Андрей, более склонный к учености, нежели его предшественник, перечитал кипы книг в поисках полноты Истины. Как и о. Серафима, его поначалу поразили работы Рене Генона — от него Андрей почерпнул важность традиций, верность правому учению. Он попросил Филиппа Толберта, редактора нового журнала «Epiphany», подыскать ему материалы о Православии. Случилось так, что уже несколько лет Общество в обмен на свои «Цветы сыновние» получало «Православное Слово». Филипп Толберт дал Андрею все имевшиеся у него номера журнала, начиная с самых старых. Того сразу же привлекли статьи о. Серафима, и он решил познакомиться с автором. Дойдя до последнего (самого свежего) номера, он, к своей печали, обнаружил, что о. Серафим уже год как скончался. Шли дни, месяцы, а мысли об о. Серафиме всё не покидали Андрея. Странно, думал он, доселе ничьи работы его так глубоко не трогали. Позже он вспоминал: «Отец Серафим словно притягивал, манил, не давал покоя, покуда я не приобщусь окончательно христианства». Андрей молил Бога не о том, чтобы его группу «официально» признали православной существующие Церкви, а о том, чтобы привести людей к живой традиции православного христианства». Он хотел не внешнего, обмирщенного Православия, а сути его, тех высот, к которым зовут живые традиции святых прошлого. Вот что увидел он в работах о. Серафима — он почуял «аромат Православия». И решил связаться с теми, кто продолжал дело о. Серафима.

А БРАТСТВО ТЕМ ВРЕМЕНЕМ вступало в самый тяжелый год своей истории, тяжелее, чем незабвенный 1976 — год «оставленности». Сбылись предсказания еп. Нектария и о «просторной уютной церкви», и о преследовании Братства. Нет больше еп. Нектария, о. Серафима, на смертном одре архим. Спиридон — пора «смирить» о. Германа, решили в церковных кругах. Исполнять «приговор» выпало архиеп. Антонию. С Аляски о. Германа телеграммой вызвали к Владыке. И «допрос» возобновился как встарь: снова в лицо о. Германа бил яркий свет, а архиеп. Антоний из тьмы обвинял его в причастности к. коммунизму (!), потому что он, будучи в Лондоне, принял благословение от иерарха Московской Патриархии, митрополита Сурожского Антония (Блума). Отец Герман пытался было ответить, но архиеп. Антоний перебил его, сказав, что не интересуется его мнением.

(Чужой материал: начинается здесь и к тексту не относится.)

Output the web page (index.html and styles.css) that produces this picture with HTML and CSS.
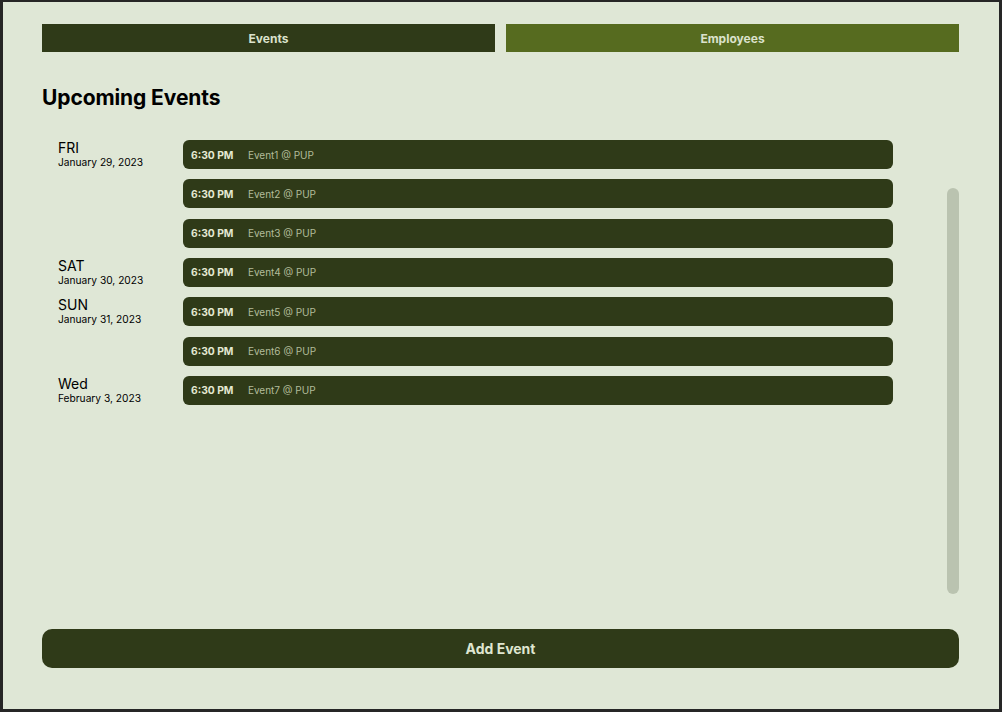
FILE: index.html
```html
<!DOCTYPE html>
<html lang="en">
<head>
<meta charset="utf-8">
<title>Upcoming Events</title>
<link rel="stylesheet" href="styles.css">
</head>
<body>
<div class="frame">
  <nav class="tabs">
    <button class="tab tab-events">Events</button>
    <button class="tab tab-employees">Employees</button>
  </nav>
  <h1 class="title">Upcoming Events</h1>
  <section class="list-area">
    <div class="list">
      <div class="day-group">
        <div class="day-label"><div class="day-name">FRI</div><div class="day-date">January 29, 2023</div></div>
        <div class="events">
          <div class="event"><span class="time">6:30 PM</span><span class="name">Event1 @ PUP</span></div>
          <div class="event"><span class="time">6:30 PM</span><span class="name">Event2 @ PUP</span></div>
          <div class="event"><span class="time">6:30 PM</span><span class="name">Event3 @ PUP</span></div>
        </div>
      </div>
      <div class="day-group">
        <div class="day-label"><div class="day-name">SAT</div><div class="day-date">January 30, 2023</div></div>
        <div class="events">
          <div class="event"><span class="time">6:30 PM</span><span class="name">Event4 @ PUP</span></div>
        </div>
      </div>
      <div class="day-group">
        <div class="day-label"><div class="day-name">SUN</div><div class="day-date">January 31, 2023</div></div>
        <div class="events">
          <div class="event"><span class="time">6:30 PM</span><span class="name">Event5 @ PUP</span></div>
          <div class="event"><span class="time">6:30 PM</span><span class="name">Event6 @ PUP</span></div>
        </div>
      </div>
      <div class="day-group">
        <div class="day-label"><div class="day-name">Wed</div><div class="day-date">February 3, 2023</div></div>
        <div class="events">
          <div class="event"><span class="time">6:30 PM</span><span class="name">Event7 @ PUP</span></div>
        </div>
      </div>
    </div>
    <div class="scrollbar"></div>
  </section>
  <button class="add-btn">Add Event</button>
</div>
</body>
</html>
```

FILE: styles.css
```css
* { box-sizing: border-box; }
html, body { margin: 0; padding: 0; }
body {
  font-family: Inter, "Noto Sans", sans-serif;
  background: #262626;
}
.frame {
  width: 1002px;
  height: 712px;
  background: #dfe7d6;
  border-style: solid;
  border-color: #262626;
  border-width: 2px 3px 3px 3px;
  padding: 22px 40px 41px 39px;
  display: flex;
  flex-direction: column;
}
.tabs {
  display: flex;
  gap: 11px;
  height: 28px;
}
.tab {
  flex: 1;
  border: none;
  margin: 0;
  padding: 0;
  font-family: Inter, sans-serif;
  font-weight: 700;
  font-size: 12px;
  color: #dbe2cc;
  cursor: pointer;
}
.tab-events { background: #2f3a18; }
.tab-employees { background: #566b1f; }
.title {
  margin: 33px 0 0 0;
  font-size: 21px;
  line-height: 26px;
  font-weight: 700;
  color: #000;
  letter-spacing: -0.1px;
}
.list-area {
  flex: 1;
  display: flex;
  margin-top: 29px;
  margin-bottom: 24px;
}
.list {
  flex: 1;
  padding-left: 16px;
  padding-right: 54px;
  display: flex;
  flex-direction: column;
  gap: 10.33px;
}
.day-group {
  display: flex;
}
.day-label {
  width: 125px;
  flex-shrink: 0;
  color: #000;
}
.day-name {
  font-size: 14px;
  line-height: 16px;
}
.day-date {
  font-size: 10.2px;
  line-height: 12px;
}
.events {
  flex: 1;
  display: flex;
  flex-direction: column;
  gap: 10.33px;
}
.event {
  height: 29px;
  background: #2f3a18;
  border-radius: 6px;
  display: flex;
  align-items: center;
  padding-left: 8px;
  gap: 14.5px;
  font-size: 10px;
}
.time {
  font-weight: 700;
  font-size: 10.3px;
  color: #e4e9d3;
}
.name {
  color: #b2bc9a;
}
.scrollbar {
  width: 12px;
  background: #bac3b0;
  border-radius: 6px;
  margin-top: 48px;
  margin-bottom: 11px;
}
.add-btn {
  height: 39px;
  border: none;
  border-radius: 10px;
  background: #2f3a18;
  color: #dfe6d0;
  font-family: Inter, sans-serif;
  font-weight: 700;
  font-size: 14px;
  cursor: pointer;
}
```
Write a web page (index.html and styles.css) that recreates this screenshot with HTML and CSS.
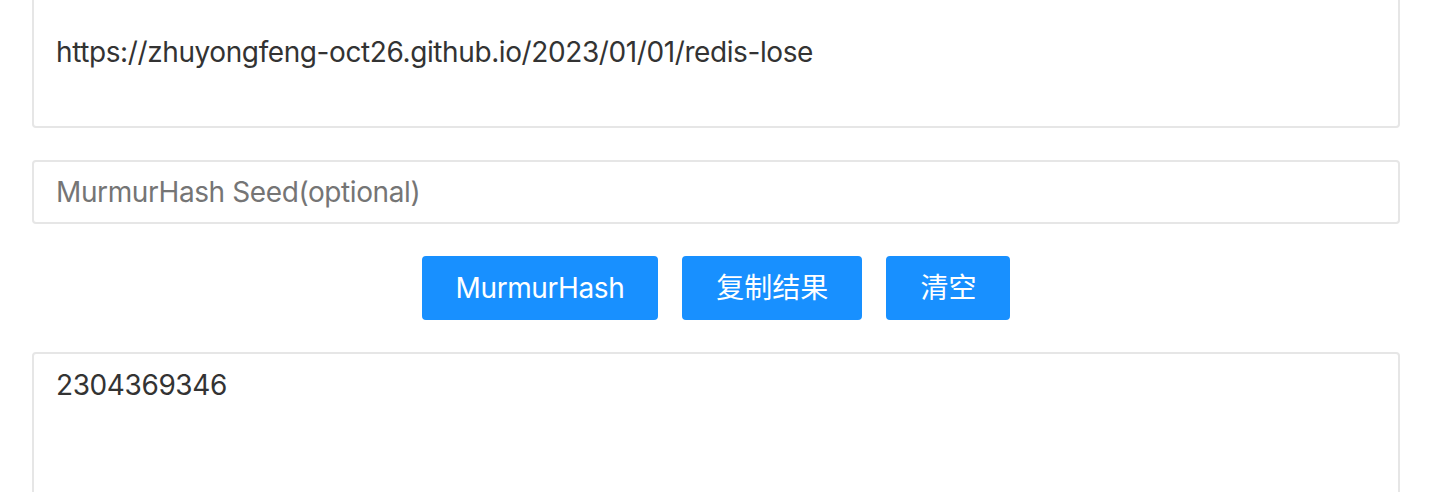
FILE: index.html
```html
<!DOCTYPE html>
<html lang="zh-CN">
<head>
<meta charset="utf-8">
<title>MurmurHash</title>
<link rel="stylesheet" href="styles.css">
</head>
<body>
<main class="page">
  <textarea class="field area area-source" readonly>

https://zhuyongfeng-oct26.github.io/2023/01/01/redis-lose</textarea>
  <input class="field input-seed" type="text" placeholder="MurmurHash Seed(optional)">
  <div class="actions">
    <button class="btn btn-latin" type="button">MurmurHash</button>
    <button class="btn" type="button">复制结果</button>
    <button class="btn" type="button">清空</button>
  </div>
  <textarea class="field area area-result" readonly>2304369346</textarea>
</main>
</body>
</html>
```

FILE: styles.css
```css
html, body {
  margin: 0;
  padding: 0;
  background: #fff;
  overflow: hidden;
}

body {
  font-family: Inter, "Noto Sans CJK SC", sans-serif;
  font-size: 28px;
  color: #333;
}

.page {
  display: flex;
  flex-direction: column;
  gap: 32px;
  padding: 0 40px 0 32px;
  margin-top: -26px;
}

.field {
  display: block;
  width: 100%;
  box-sizing: border-box;
  margin: 0;
  border: 2px solid #e6e6e6;
  border-radius: 4px;
  background: #fff;
  font-family: Inter, "Noto Sans CJK SC", sans-serif;
  font-size: 28px;
  line-height: 44px;
  letter-spacing: -0.4px;
  color: #333;
  padding: 8px 22px;
  outline: none;
}

.area {
  resize: none;
  overflow: hidden;
}

.area-source {
  height: 154px;
  padding-top: 10px;
}

.area-result {
  height: 200px;
  padding-top: 9px;
}

.input-seed {
  height: 64px;
}

.input-seed::placeholder {
  color: #757575;
  opacity: 1;
}

.actions {
  display: flex;
  justify-content: center;
  gap: 24px;
}

.btn {
  height: 64px;
  padding: 0 32px;
  border: 2px solid #1890ff;
  border-radius: 4px;
  background: #1890ff;
  color: #fff;
  font-family: Inter, "Noto Sans CJK SC", sans-serif;
  font-size: 28px;
  line-height: 1;
  cursor: pointer;
}

.btn-latin {
  letter-spacing: -0.4px;
}
```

В последующие месяцы попытки сокрушить о. Германа усилились — выдерживать натиск ему приходилось в одиночку. «Будь жив отец, не уничтожь его коммунисты — он бы за меня вступился!» — думал о. Герман. Его же «начальство», архиеп. Антоний, вместо отеческой заботы являл жестокость и враждебность. Новые обвинения, воздвигнутые на о. Германа, были весьма несостоятельны. Архиепископ понимал это и сам же открыто насмехался над их мелочностью, однако использовал их, чтобы окончательно подчинить о. Германа. «Я знаю, что ты невиновен, — сказал он и в этот момент по нечаянности положил руку на престол — и тем невольно засвидетельствовал истину пред Богом, — то так надо. Неужели ты не понимаешь? Это тебе же на пользу!» — увещевал он и ясно показывал, что ждет беспрекословного повиновения, иначе о. Герман ему просто не нужен. От так и заявил: «Ты просто не имеешь права существовать так, как сейчас. Я закрою ваше дело моим указом».

Такие слова бьют больно, особенно русского, и без того обремененного неуверенностью и сомнениями. У о. Германа мелькнула отчаянная мысль: «Если это христианство, если это православие — то я не хочу быть к этому причастен!» Он уже готов был бросить всё, убежать, посвятить жизнь искусству, как его знаменитые дядья.